I'm not sure, I said. Most of the things I have to say about repositories aren't happy. That's all right, she said; somebody has to say them. But the Powers that Be… I said. Just write me an article, she said.

So, knowing no better, I did, titling it "Innkeeper at the Roach Motel" after a nickname I had earned from my librarian colleagues. In December 2007 I placed a preprint of that article in the institutional repository I was running.

The article did not appear in print until March 2009, though it had been due out several months previously. Delays happen in the scholarly-publishing business; that's not unusual. Here's what's unusual: the day "Roach Motel" appeared in print, it had five citations already. Bizarrely, two of those citations are in the very same issue of Library Trends in which "Roach Motel" itself appears.

Today, Google Scholar claims over forty citations for various forms of "Roach Motel," though some of them are student papers rather than published articles. Because I still run the repository housing the pre- and post-print, I can tell you that "Roach Motel" has had over eleven thousand pageviews there. Even a full year after publication, it is rarely out of the top spot in monthly pageviews, and never out of the top three. (Incidentally, this is why the repository in question does not publish top-ten monthly download statistics, as others do. I could do it; it just feels too self-aggrandizing.)

This is academy-hacking with a vengeance! I can't explain "Roach Motel"'s wide readership via my own prominence in the field; I didn't have any when "Roach Motel" was published. I can't explain it by publication venue; Library Trends is a solid journal, but it's not the library analogue of Science or Nature or Cell. I can't explain it by selective self-archiving, as I've self-archived almost everything I've written for publication. Moreover, I self-archived "Roach Motel" as soon as I sent in its draft, before it was reviewed and long before I could have had any notion it would make a splash. I can't even make much of a claim about its quality; I hope it's good, but I know it's flawed.
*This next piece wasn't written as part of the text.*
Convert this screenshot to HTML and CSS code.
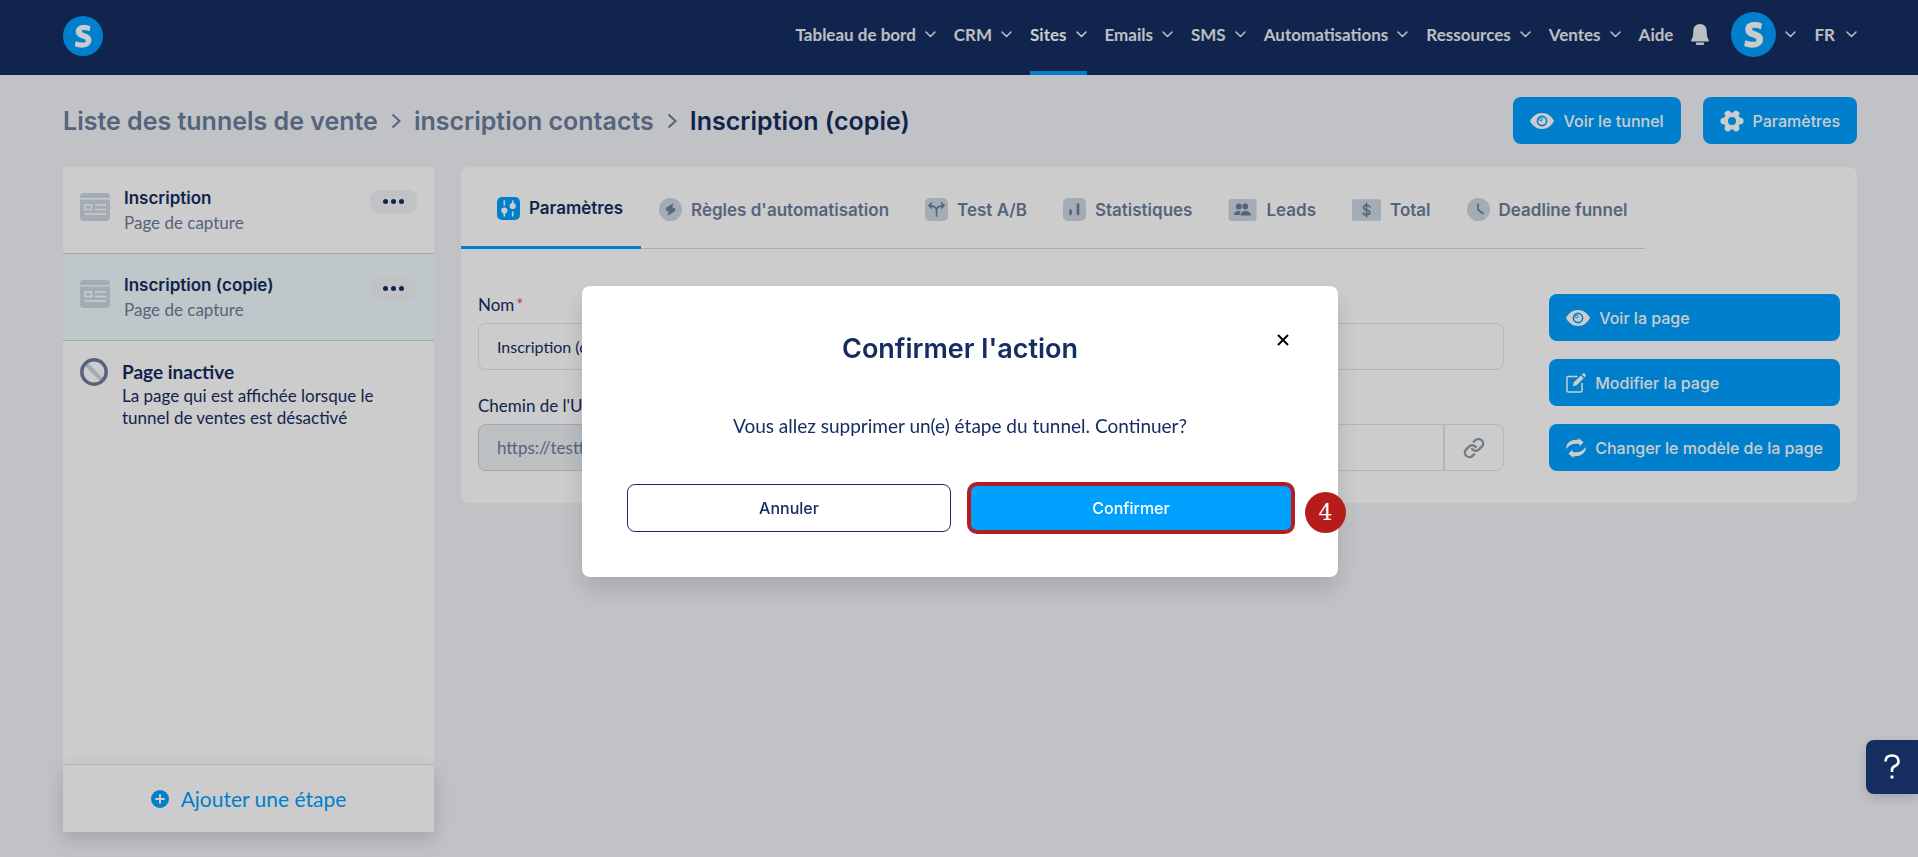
FILE: index.html
```html
<!DOCTYPE html>
<html lang="fr">
<head>
<meta charset="utf-8">
<meta name="viewport" content="width=device-width, initial-scale=1">
<title>Inscription (copie)</title>
<link rel="stylesheet" href="styles.css">
</head>
<body>
<svg class="defs" width="0" height="0" aria-hidden="true">
  <symbol id="logo" viewBox="0 0 40 40"><circle cx="20" cy="20" r="20" fill="#00a0ff"/><path d="M27 10.600C23.700 9 13.200 7.800 13.200 15.500C13.200 23 23.200 21 23.200 25C23.200 27.800 17.500 27.300 13 25.800L12.300 30C17.500 32 28 32.200 28 23.800C28 17.200 18.200 18.500 18.200 15C18.200 12.900 22.500 13.500 26.200 14.600Z" fill="#fff" stroke="#fff" stroke-width="1"/></symbol>
  <symbol id="chevron" viewBox="0 0 11 7"><path d="M1 1l4.500 4.500L10 1" fill="none" stroke="currentColor" stroke-width="1.500" stroke-linecap="round" stroke-linejoin="round"/></symbol>
  <symbol id="crumb" viewBox="0 0 10 16"><path d="M1.500 1.500L8.500 8l-7 6.500" fill="none" stroke="currentColor" stroke-width="2"/></symbol>
  <symbol id="bell" viewBox="0 0 18 21"><path d="M9 0C4.800 0 2.300 3 2.300 7C2.300 11.500 1.800 13.200.400 15.600C-.200 16.700.300 17.500 1.200 17.500H16.800C17.700 17.500 18.200 16.700 17.600 15.600C16.200 13.200 15.700 11.500 15.700 7C15.700 3 13.200 0 9 0ZM5 18.500H13V20Q13 21 12 21H6Q5 21 5 20Z" fill="currentColor"/></symbol>
  <symbol id="eye" viewBox="0 0 24 16"><path d="M12 0C6.500 0 2.500 3.500 0 8C2.500 12.500 6.500 16 12 16S21.500 12.500 24 8C21.500 3.500 17.500 0 12 0Z" fill="currentColor"/><circle cx="12" cy="8" r="4.600" fill="none" stroke="#00a0ff" stroke-width="1.600"/><circle cx="10.800" cy="6.500" r="1.400" fill="none" stroke="#00a0ff" stroke-width="1"/></symbol>
  <symbol id="gear" viewBox="0 0 24 24"><g fill="currentColor"><circle cx="12" cy="12" r="8.500"/><rect x="0.500" y="8.800" width="23" height="6.400" rx="3"/><rect x="0.500" y="8.800" width="23" height="6.400" rx="3" transform="rotate(60 12 12)"/><rect x="0.500" y="8.800" width="23" height="6.400" rx="3" transform="rotate(120 12 12)"/></g><circle cx="12" cy="12" r="4" fill="#00a0ff"/></symbol>
  <symbol id="page" viewBox="0 0 30 28"><path d="M4 0H26Q30 0 30 4V5H0V4Q0 0 4 0ZM0 6.500H30V24Q30 28 26 28H4Q0 28 0 24Z" fill="#ccd6e2"/><g fill="none" stroke="#fff" stroke-width="1.500"><rect x="5" y="11.800" width="6.500" height="4.800"/><path d="M15 12H26M15 16.500H26M4.500 21H26"/></g></symbol>
</svg>

<header class="topbar">
  <a class="brand" href="#" aria-label="Accueil"><svg><use href="#logo"/></svg></a>
  <nav class="nav" aria-label="Navigation principale">
    <a href="#">Tableau de bord<svg class="chev"><use href="#chevron"/></svg></a>
    <a href="#">CRM<svg class="chev"><use href="#chevron"/></svg></a>
    <a href="#" class="current">Sites<svg class="chev"><use href="#chevron"/></svg></a>
    <a href="#">Emails<svg class="chev"><use href="#chevron"/></svg></a>
    <a href="#">SMS<svg class="chev"><use href="#chevron"/></svg></a>
    <a href="#">Automatisations<svg class="chev"><use href="#chevron"/></svg></a>
    <a href="#">Ressources<svg class="chev"><use href="#chevron"/></svg></a>
    <a href="#">Ventes<svg class="chev"><use href="#chevron"/></svg></a>
    <a href="#">Aide</a>
    <button class="bell" aria-label="Notifications"><svg><use href="#bell"/></svg></button>
    <button class="account" aria-label="Compte"><svg class="avatar"><use href="#logo"/></svg><svg class="chev"><use href="#chevron"/></svg></button>
    <button class="lang">FR<svg class="chev"><use href="#chevron"/></svg></button>
  </nav>
</header>

<main class="page">
  <div class="heading">
    <h1 class="crumbs">
      <a href="#">Liste des tunnels de vente</a><svg><use href="#crumb"/></svg><a href="#">inscription contacts</a><svg><use href="#crumb"/></svg><span>Inscription (copie)</span>
    </h1>
    <div class="heading-actions">
      <button class="btn"><svg class="i-eye"><use href="#eye"/></svg>Voir le tunnel</button>
      <button class="btn"><svg class="i-gear"><use href="#gear"/></svg>Paramètres</button>
    </div>
  </div>

  <div class="columns">
    <aside class="steps">
      <div class="step">
        <svg class="step-icon"><use href="#page"/></svg>
        <div class="step-text"><a href="#">Inscription</a><p>Page de capture</p></div>
        <button class="more" aria-label="Options"><i></i><i></i><i></i></button>
      </div>
      <div class="step selected">
        <svg class="step-icon"><use href="#page"/></svg>
        <div class="step-text"><a href="#">Inscription (copie)</a><p>Page de capture</p></div>
        <button class="more" aria-label="Options"><i></i><i></i><i></i></button>
      </div>
      <div class="inactive">
        <svg viewBox="0 0 28 28"><path d="M6 6l16 16" stroke="#ccd6e2" stroke-width="4"/><circle cx="14" cy="14" r="12.200" fill="none" stroke="#6b7e9b" stroke-width="3.500"/></svg>
        <div><h2>Page inactive</h2><p>La page qui est affichée lorsque le tunnel de ventes est désactivé</p></div>
      </div>
      <button class="add"><svg viewBox="0 0 18 18"><circle cx="9" cy="9" r="9" fill="#00a0ff"/><path d="M9 5v8M5 9h8" stroke="#fff" stroke-width="2" stroke-linecap="round"/></svg>Ajouter une étape</button>
    </aside>

    <section class="panel">
      <nav class="tabs" aria-label="Sections">
        <a href="#" class="active"><svg viewBox="0 0 23 23"><rect width="23" height="23" rx="5" fill="#00a0ff"/><g stroke="#fff" stroke-width="1.600" stroke-linecap="round" fill="#fff"><path d="M7.300 4v4M7.300 13v6M15.700 4v5M15.700 15v4"/><circle cx="7.300" cy="13.500" r="2.300"/><circle cx="15.700" cy="9" r="2.300"/></g></svg>Paramètres</a>
        <a href="#"><svg viewBox="0 0 23 23"><circle cx="11.500" cy="11.500" r="11.500" fill="#ccd6e2"/><path d="M14 5.800L7.300 9.800V12.800H10.300L9 17.200L15.800 13V10.200H12.800Z" fill="#6b7e9b" stroke="#6b7e9b" stroke-width=".6" stroke-linejoin="round"/></svg>Règles d'automatisation</a>
        <a href="#"><svg viewBox="0 0 23 23"><rect width="23" height="23" rx="5" fill="#ccd6e2"/><path d="M11.500 18V12Q11.500 8 4 7.500M11.500 12Q11.500 8 19 7.500M6.500 5L4 7.500L6.500 10M16.500 5L19 7.500L16.500 10" fill="none" stroke="#6b7e9b" stroke-width="1.700" stroke-linecap="round" stroke-linejoin="round"/></svg>Test A/B</a>
        <a href="#"><svg viewBox="0 0 23 23"><rect width="23" height="23" rx="5" fill="#ccd6e2"/><path d="M7.500 12.500v3.500M15 6.500v9.500" stroke="#6b7e9b" stroke-width="2.600" stroke-linecap="round"/></svg>Statistiques</a>
        <a href="#"><svg class="wide" viewBox="0 0 28 22"><rect width="28" height="22" rx="3" fill="#ccd6e2"/><g fill="#6b7e9b"><circle cx="10.300" cy="7.500" r="2.900"/><circle cx="16.800" cy="7.500" r="2.900"/><path d="M5.500 16Q5.500 12 10 12Q12 12 12.300 12.500Q11 13.500 11 16ZM12 16.500Q12 12 17 12T22.500 16.500Z"/></g></svg>Leads</a>
        <a href="#"><svg class="wide" viewBox="0 0 30 22"><rect width="30" height="22" rx="2" fill="#ccd6e2"/><path d="M18.500 8Q18 6 15 6T11.800 8.400Q11.800 10.300 15 11T18.500 13.700Q18.500 16 15 16T11.500 14M15 4V18" fill="none" stroke="#6b7e9b" stroke-width="1.600" stroke-linecap="round"/></svg>Total</a>
        <a href="#"><svg viewBox="0 0 23 23"><circle cx="11.500" cy="11.500" r="11.500" fill="#ccd6e2"/><path d="M11 6V11.500L16 15.500" fill="none" stroke="#6b7e9b" stroke-width="1.700" stroke-linecap="round" stroke-linejoin="round"/></svg>Deadline funnel</a>
      </nav>
      <div class="panel-body">
        <form class="form">
          <label for="name">Nom<span class="req">*</span></label>
          <input id="name" class="field" type="text" value="Inscription (copie)">
          <label for="path">Chemin de l'URL</label>
          <div class="path field">
            <span class="prefix">https://testt</span>
            <input id="path" type="text">
            <button type="button" aria-label="Copier le lien"><svg viewBox="0 0 24 24"><g fill="none" stroke="#8f9dad" stroke-width="2.600" stroke-linecap="round" stroke-linejoin="round"><path d="M10 13a5 5 0 0 0 7.540.540l3-3a5 5 0 0 0-7.070-7.070l-1.720 1.710"/><path d="M14 11a5 5 0 0 0-7.540-.540l-3 3a5 5 0 0 0 7.070 7.070l1.710-1.710"/></g></svg></button>
          </div>
        </form>
        <div class="side-actions">
          <button class="btn"><svg class="i-eye"><use href="#eye"/></svg>Voir la page</button>
          <button class="btn"><svg class="i-sq" viewBox="0 0 20 20"><path d="M11.500 3.500H2.500Q1 3.500 1 5V17.500Q1 19 2.500 19H14.500Q16 19 16 17.500V10" fill="none" stroke="currentColor" stroke-width="1.500"/><path d="M6.800 13.200L7.800 9.300L14.800 2.500L17.600 5.200L10.700 12.200ZM15.700 1.600L16.600.700Q17.700-.200 18.900.800Q20.400 2.200 19.400 3.400L18.500 4.300Z" fill="currentColor"/></svg>Modifier la page</button>
          <button class="btn"><svg class="i-sq" viewBox="0 0 20 20"><g id="arrow" fill="currentColor"><path d="M0 11C0 5.500 5 .800 12.500 2V0L17.500 4.200L13.500 8.500V6C8 4.800 3.500 6.500 0 11Z"/></g><use href="#arrow" transform="rotate(180 10 10)"/></svg>Changer le modèle de la page</button>
        </div>
      </div>
    </section>
  </div>
</main>

<div class="backdrop">
  <div class="modal" role="dialog" aria-modal="true" aria-labelledby="dlg-title">
    <button class="close" aria-label="Fermer"><svg viewBox="0 0 12 12"><path d="M1 1l10 10M11 1L1 11" stroke="#000" stroke-width="2"/></svg></button>
    <h2 id="dlg-title">Confirmer l'action</h2>
    <p>Vous allez supprimer un(e) étape du tunnel. Continuer?</p>
    <div class="modal-actions">
      <button class="cancel">Annuler</button>
      <button class="confirm">Confirmer</button>
      <span class="marker">4</span>
    </div>
  </div>
</div>

<button class="help" aria-label="Aide"><svg viewBox="0 0 16 26"><path d="M1.500 7.500Q1.500 1.500 8 1.500T14.500 7.300Q14.500 10.500 11 12Q8 13.500 8 15.500V18" fill="none" stroke="#fff" stroke-width="2.600"/><circle cx="8" cy="23" r="1.700" fill="#fff"/></svg></button>
</body>
</html>
```
FILE: styles.css
```css
:root {
  --navy: #152d61;
  --blue: #00a0ff;
  --slate: #6b7e9b;
  --line: #e0e5e9;
  --red: #b71c1c;
  --body: Lato, "Noto Sans", sans-serif;
  --ui: Inter, "Liberation Sans", sans-serif;
}

* { box-sizing: border-box; }
h1, h2, p { margin: 0; }
a { color: inherit; text-decoration: none; }
button { margin: 0; padding: 0; border: 0; background: none; color: inherit; font: inherit; cursor: pointer; }
svg { display: block; flex: none; }

body {
  margin: 0;
  min-height: 100vh;
  display: flex;
  flex-direction: column;
  background: #f2f3f8;
  color: var(--navy);
  font: 17px/22px var(--body);
}
.defs { position: absolute; }

/* Top bar */
.topbar {
  display: flex;
  justify-content: space-between;
  align-items: center;
  height: 75px;
  padding: 0 61px 0 63px;
  background: var(--navy);
  color: #ebeef3;
}
.brand { padding-bottom: 4px; }
.brand svg { width: 40px; height: 40px; }
.nav { display: flex; align-self: stretch; gap: 18px; font-size: 17px; font-weight: 700; }
.nav > * { display: flex; align-items: center; gap: 9px; padding-bottom: 6px; }
.nav .current { color: #fff; border-bottom: 4px solid var(--blue); padding-bottom: 2px; }
.chev { width: 11px; height: 7px; }
.bell svg { width: 18px; height: 21px; }
.avatar { width: 45px; height: 45px; }
.account { padding-left: 4px; }
.lang { gap: 11px; }

/* Page */
.page { flex: 1; display: flex; flex-direction: column; padding: 22px 61px 25px 63px; }
.heading { display: flex; justify-content: space-between; align-items: center; margin-bottom: 23px; }
.crumbs { display: flex; align-items: center; gap: 13px; font: 600 25px/32px var(--ui); }
.crumbs a, .crumbs svg { color: var(--slate); }
.crumbs svg { width: 10px; height: 16px; }
.heading-actions { display: flex; gap: 22px; }

.btn {
  display: flex;
  align-items: center;
  gap: 9px;
  height: 47px;
  padding: 0 17px;
  border-radius: 8px;
  background: var(--blue);
  color: #fff;
  font: 500 16px/20px var(--ui);
}
.i-eye { width: 24px; height: 16px; }
.i-gear { width: 24px; height: 24px; }
.i-sq { width: 20px; height: 20px; }

.columns { flex: 1; display: grid; grid-template-columns: 371px minmax(0, 1fr); gap: 27px; align-items: start; }

/* Steps */
.steps { align-self: stretch; display: flex; flex-direction: column; background: #fff; }
.step { display: flex; align-items: flex-start; gap: 14px; padding: 19px 17px 18px; border-bottom: 1px solid #c8d2dc; }
.step.selected { background: #f0f9fd; }
.step-icon { width: 30px; height: 28px; margin-top: 7px; }
.step-text { flex: 1; }
.step-text a { display: block; font: 600 17px/24px var(--ui); }
.step-text p { color: var(--slate); line-height: 25px; }
.more { display: flex; justify-content: center; align-items: center; gap: 3px; width: 47px; height: 23px; margin-top: 4px; border-radius: 9px; background: #f2f3f8; }
.more i { width: 5px; height: 5px; border-radius: 50%; background: var(--navy); }
.inactive { display: flex; gap: 14px; padding: 17px; }
.inactive svg { width: 28px; height: 28px; }
.inactive h2 { font-size: 19px; line-height: 27px; }
.add {
  display: flex;
  align-items: center;
  justify-content: center;
  gap: 12px;
  height: 68px;
  margin-top: auto;
  border-top: 1px solid var(--line);
  box-shadow: 0 8px 18px rgba(60, 66, 80, .2);
  color: var(--blue);
  font-size: 21px;
}
.add svg { width: 18px; height: 18px; }

/* Panel */
.panel { display: flex; flex-direction: column; align-items: flex-start; border-radius: 8px; background: #fff; }
.tabs { display: flex; height: 82px; border-bottom: 1px solid #d4d8e6; color: var(--slate); font: 600 17px/20px var(--ui); }
.tabs a { display: flex; align-items: center; gap: 9px; padding: 4px 18px 0; }
.tabs .active { margin-bottom: -1px; padding: 3px 18px 0 36px; border-bottom: 3px solid var(--blue); color: var(--navy); }
.tabs svg { width: 23px; height: 23px; }
.tabs .wide { width: 29px; height: 22px; }
.panel-body { display: flex; align-self: stretch; gap: 45px; padding: 45px 17px 32px; }
.form { flex: 1; display: flex; flex-direction: column; }
.form label { margin-bottom: 7px; line-height: 22px; }
.req { margin-left: 2px; color: #ff3b5c; line-height: 1; }
.field { height: 47px; margin-bottom: 25px; border: 1px solid var(--line); border-radius: 8px; background: #fff; }
.field:last-child { margin-bottom: 0; }
.form input { min-width: 0; color: var(--navy); font: 16px/22px var(--body); }
.form input.field { padding: 0 18px; }
.path { display: flex; }
.path .prefix { display: flex; align-items: center; width: 240px; margin: -1px; padding: 0 18px; border: 1px solid #c9d5df; border-radius: 8px 0 0 8px; background: #ebf0f4; color: var(--slate); }
.path input { flex: 1; border: 0; background: none; }
.path button { display: grid; place-items: center; width: 60px; border-left: 2px solid var(--line); }
.path button svg { width: 22px; height: 22px; }
.side-actions { display: flex; flex-direction: column; gap: 18px; }

/* Dialog */
.backdrop { position: fixed; inset: 0; display: grid; place-items: center; padding: 6px 0 0 2px; background: rgba(0, 0, 0, .2); }
.modal { position: relative; width: 756px; max-width: 90vw; padding: 45px 45px 45px; border-radius: 8px; background: #fff; box-shadow: 0 12px 24px rgba(0, 0, 0, .14); text-align: center; }
.modal h2 { margin-bottom: 44px; font: 600 27px/36px var(--ui); }
.modal p { margin-bottom: 43px; font-size: 19px; line-height: 30px; }
.close { position: absolute; top: 43px; right: 44px; padding: 5px; }
.close svg { width: 12px; height: 12px; }
.modal-actions { position: relative; display: grid; grid-template-columns: 1fr 1fr; gap: 18px; font: 500 16px/20px var(--ui); }
.modal-actions button { height: 48px; border-radius: 8px; }
.cancel { border: 1px solid var(--navy); }
.confirm { background: var(--blue); color: #fff; box-shadow: inset 0 0 0 2px var(--red), 0 0 0 2px var(--red); }
.marker { position: absolute; right: -53px; top: 8px; width: 41px; height: 41px; border-radius: 50%; background: var(--red); color: #fff; font: 22px/41px "DejaVu Serif", serif; }

/* Help */
.help { position: fixed; right: 0; top: 740px; display: grid; place-items: center; width: 52px; height: 54px; border-radius: 8px 0 0 8px; background: var(--navy); box-shadow: 0 4px 12px rgba(0, 0, 0, .16); }
.help svg { width: 16px; height: 26px; }
```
Open access. Open access let me hack the academy. I can't explain the bizarre story of a bizarrely-titled little article from a relatively bizarre librarian any other way. Can you?

And if you can't, why aren't you self-archiving?

Conflagration coming

I'm on record predicting a toll-access journal bloodbath.

Anecdotes are not data, one dead swallow doesn't mean the end of summer, and so on… but I just heard yesterday about a second small independent toll-access journal whose sponsors may be discussing winding it down.

This isn't the scenario I was quite looking for; I expected a stable-fire or two among small journals at the big publishers. That isn't happening yet. Some big publishers are still posting record profits, so the squeeze isn't on. Others are going on buying sprees hoping to trade on exclusive access.

I do think those record profits are endangered, if the mad rush of salesfolk I keep hearing about from my librarian friends is any indication at all. I don't know how the exclusive-access trick will play out, but my bet would be on "unhappily."

It does make sense, though, that small independent journals will find themselves in even more trouble than they're already in. They've always been first on the chopping block in libraries. Not a few have poor or no electronic-publishing strategies (by which I mean more than merely placing journal content online; usage data is not optional these days if one cares to sell to most libraries). If their subsidies are now endangered (which seems to be where current problems are arising), so are they.

Right now, these journals are just kindling. I mean no offense; many of them are excellent. Their deaths, however, aren't going to raise much comment.

I'll hold to my prediction for now, though. There's a conflagration coming.

I need to lift the iron curtain between this blog and my workplace. I beg your indulgence for one post.

As those who read Bora's interview with me know, I discontinued my previous blog Caveat Lector because I was informed that it was causing significant distress to individuals in my workplace. In my best judgment, I could not continue to blog there in any capacity without it appearing that I had simply brushed off the problems I caused. I took those problems very seriously indeed, as the closure of CavLec bears witness.

When I came to ScienceBlogs, I intentionally structured Book of Trogool such that potential conflict would arise as seldom as possible—preferably never. That was simple enough as long as my data-curation responsibilities were limited to membership on exploratory committees, and my scholarly-communication responsibilities were limited to keeping an IR running.

The latter is no longer the case; my position is being revised to include broader responsibility for scholarly-communication issues. While I'm pleased about the change and hopeful that I will serve well in this new capacity, it does bring back the spectre of additional blog-related trouble.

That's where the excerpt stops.